Twice now, he has made the journey, glider in tow, from the state’s populated south to its desolate north, the only place in the world where you can guarantee that the Morning Glory cloud will — at some point — make an appearance.
He says riding the cloud, high above the sea, is the closest you can get to surfing in the sky.
“There’s people that say they can sniff the air when one is coming,” says Mr Russell. But it’s a change in humidity that is the real harbinger of the phenomenon.
“All the pilots gather at the Burketown pub and we look at how much condensation there is on the beer fridge or our pints.

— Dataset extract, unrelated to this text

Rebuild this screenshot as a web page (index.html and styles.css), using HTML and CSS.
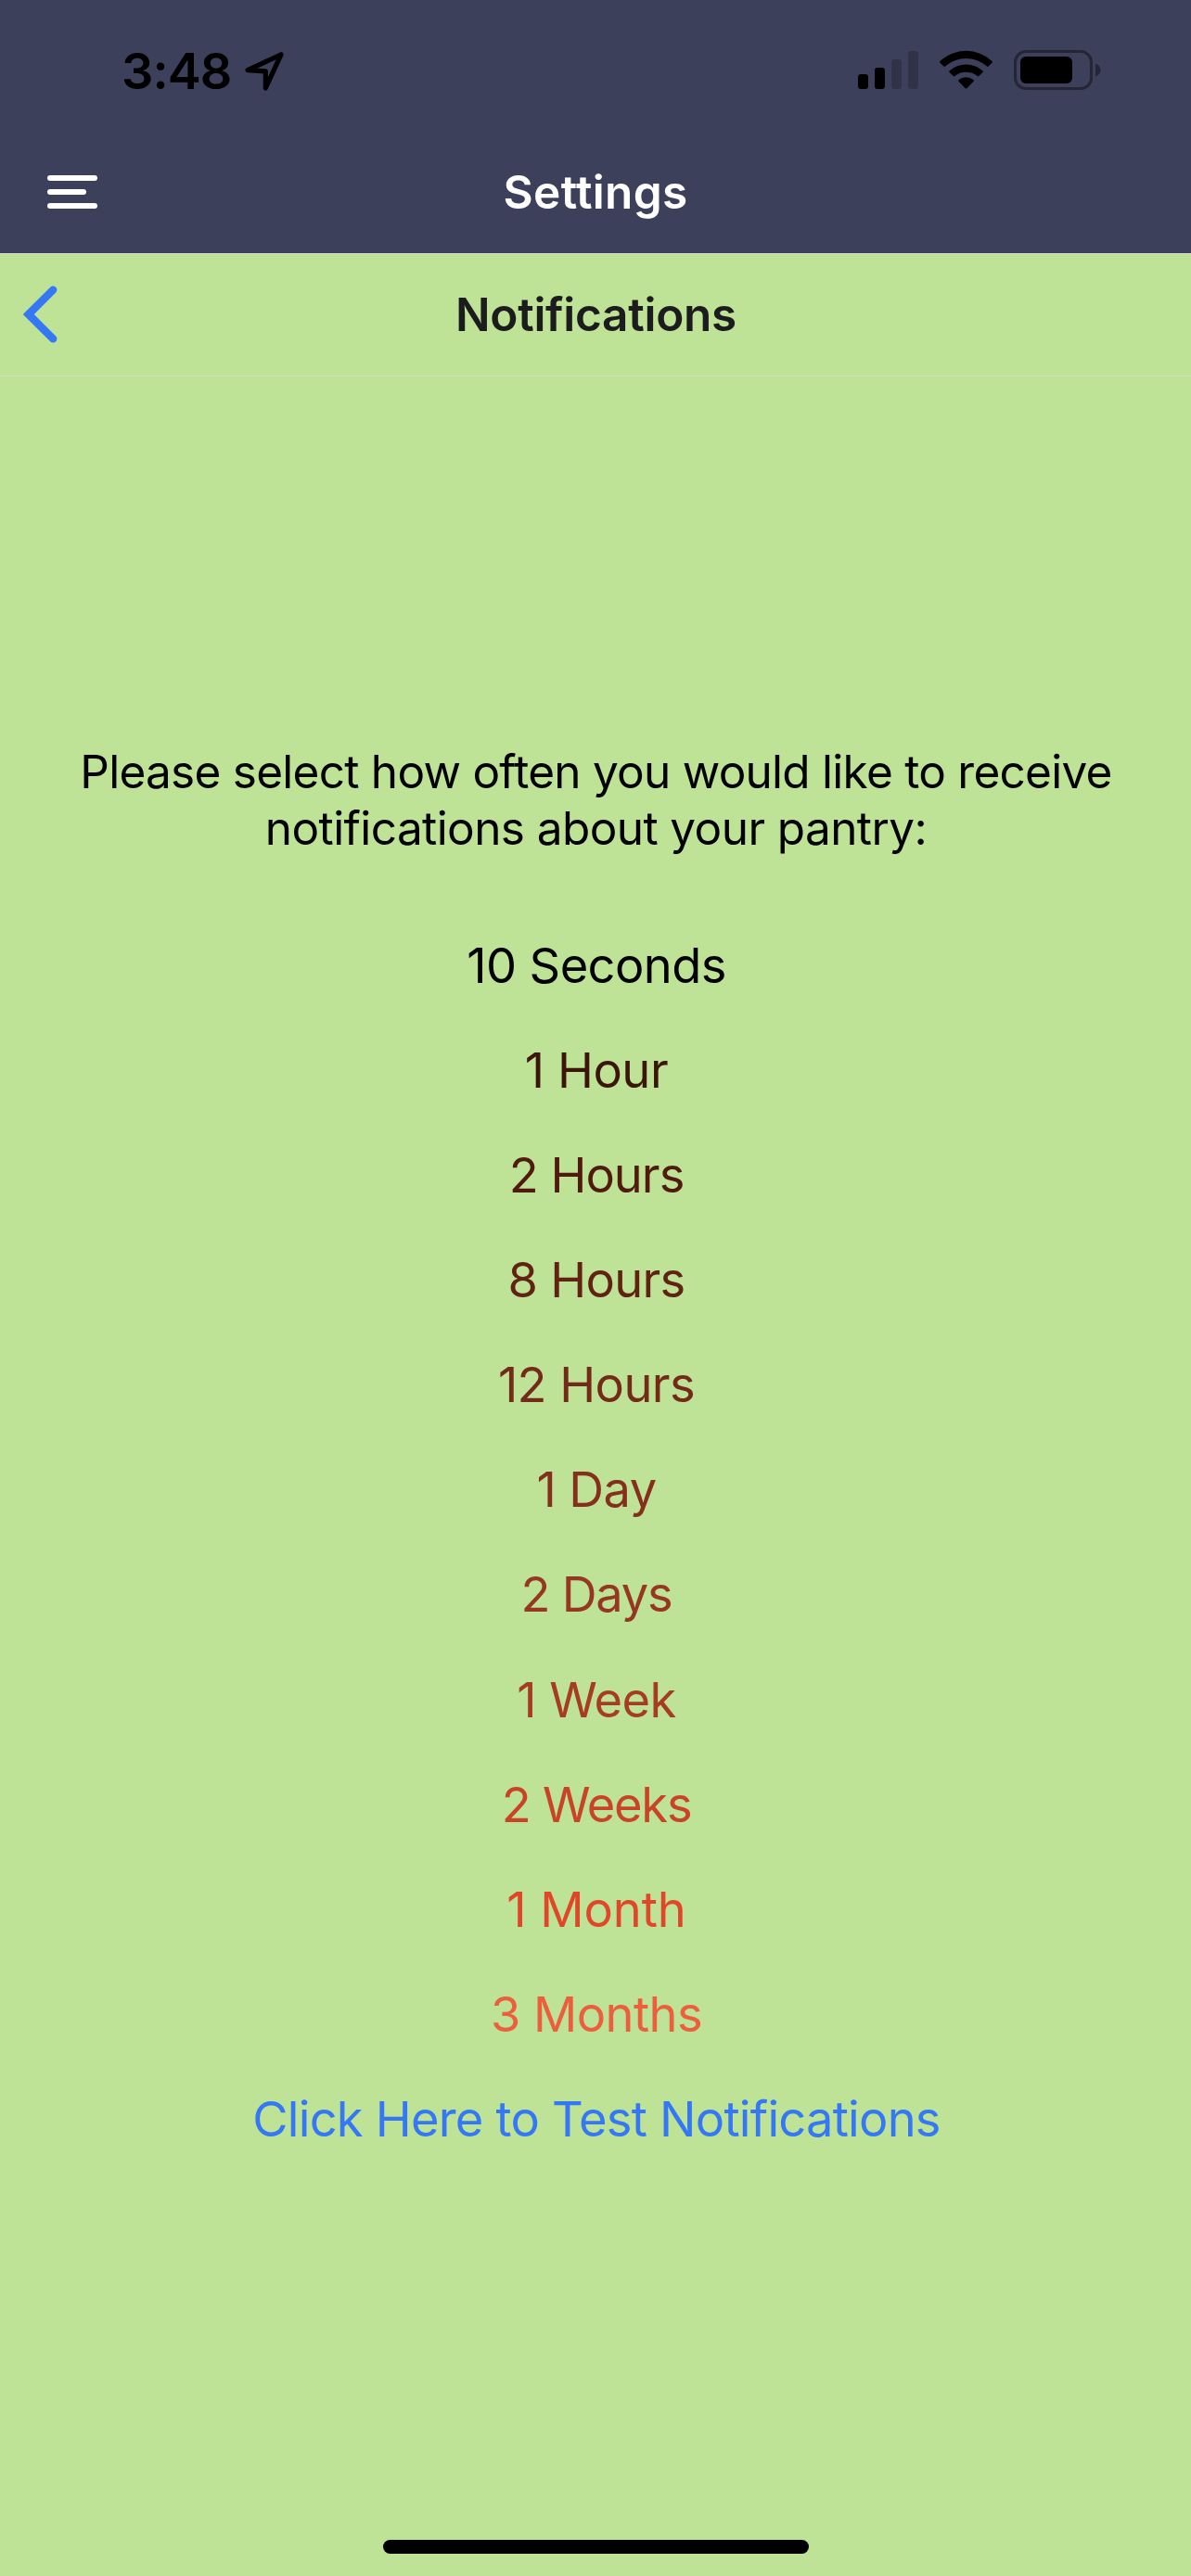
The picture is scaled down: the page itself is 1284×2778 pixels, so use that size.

“If they are really obscured by condensation, the humidity is high and the pilots will finish their beer and go home for an early night, ready to get up before dawn to ride the cloud.”
Ian Fresser is the publican at the Burketown pub and he tells news.com.au he never tires of the spectacular.
“I was fortunate enough to be on top of a building and five in a row came rolling across and they were spectacular.”
Local Aboriginal people call it the kangólgi and the cloud’s arrival is a good omen that bird numbers will soon boom.
Tex Battle runs the Sweers Island fishing resort, just off the coast, and says after 30 years he can tell when one is on its way — and it’s an eerie experience.
“Early in the morning the sky is perfectly clear except for a low bank of what looks like fog on the horizon. Within 15 minutes, it’s got bigger and there’s a gap underneath and within half-hour it’s so close it’s like a huge cloud topping out at about 3000 feet.
“It’s dead still, then the winds come up and air moves up and it gives it the appearance of a rolling cloud, of ripples in the atmosphere,” says Mr Bennett.
“It looks like the sky is torn. It obliterates the sun and that continues until it rolls over and then everything returns to normal.”
Bureau of Meteorology forecaster, Andrew Bufalino, said the Morning Glory, also known as a roll cloud, forms consistently but only in early to mid-spring when two sea breezes meet.
“They are usually about 1-2km in height and can span up to 1000km in length.
“The frequency of the Morning Glory clouds is higher than anywhere else in the world due to the geography of the Gulf.”
Two fronts meet over Cape York and head west across the Gulf of Carpentaria. At night, air over the Cape cools and slips under a layer of warm air to form “turbulent cylinder like waves”, he says, that roll across the waters and then dissipate over land.
These invisible waves in the sky occur elsewhere, but it’s the cloud accompanying it which is so rare. Their distinctive fat sausage shape is due to water vapour rising to form the cloud then evaporating back again to the ground.
Mr Russell says the water vapour resembles bushfire smoke and is sucked up in perfect lines from the earth to the cloud.
But his usual view is from high, chasing the cloud, riding the wave, and then dipping down in the “sink” between them. He once flew up and down for two hours or more as seven of the silent giants rolled their way across the hazardous waters thousands of feet below.
“You’re flying over a very hostile environment because the Gulf is known for sharks and crocodiles so it’s a pretty big moment when you turn your engine off and fly parallel to the leading edge of the cloud.
“They’re as smooth as silk,” he says. “I surfed in my younger days. If you’re flying at full speed, with a cloud off to your side, sometimes you might have a wing dipped into the cloud and it reminds me of when you see a surfer put his hand out and cut through the wave.
“You’re riding that energy.”
But Mr Russell doesn’t advise flying through the Glory’s fluid like rolling mass.
“I don’t know anyone who has been foolhardy enough to ride into the cloud because it would be very turbulent,” he says, like a horizontal tornado.
Back on solid earth, Mr Bennett wonders why more isn’t done to tell people about the phenomenon.
“The Lonely Planet described it as the most spectacular thing you can see in the sky aside from a total eclipse and most Australians have never heard of it. If it was properly promoted it would bring a lot of tourism to the area.”
Meanwhile, at the pub, a smattering of pilots nurse beers, studying the condensation closely, wondering if it heralds the coming of the world’s most bizarre cloud.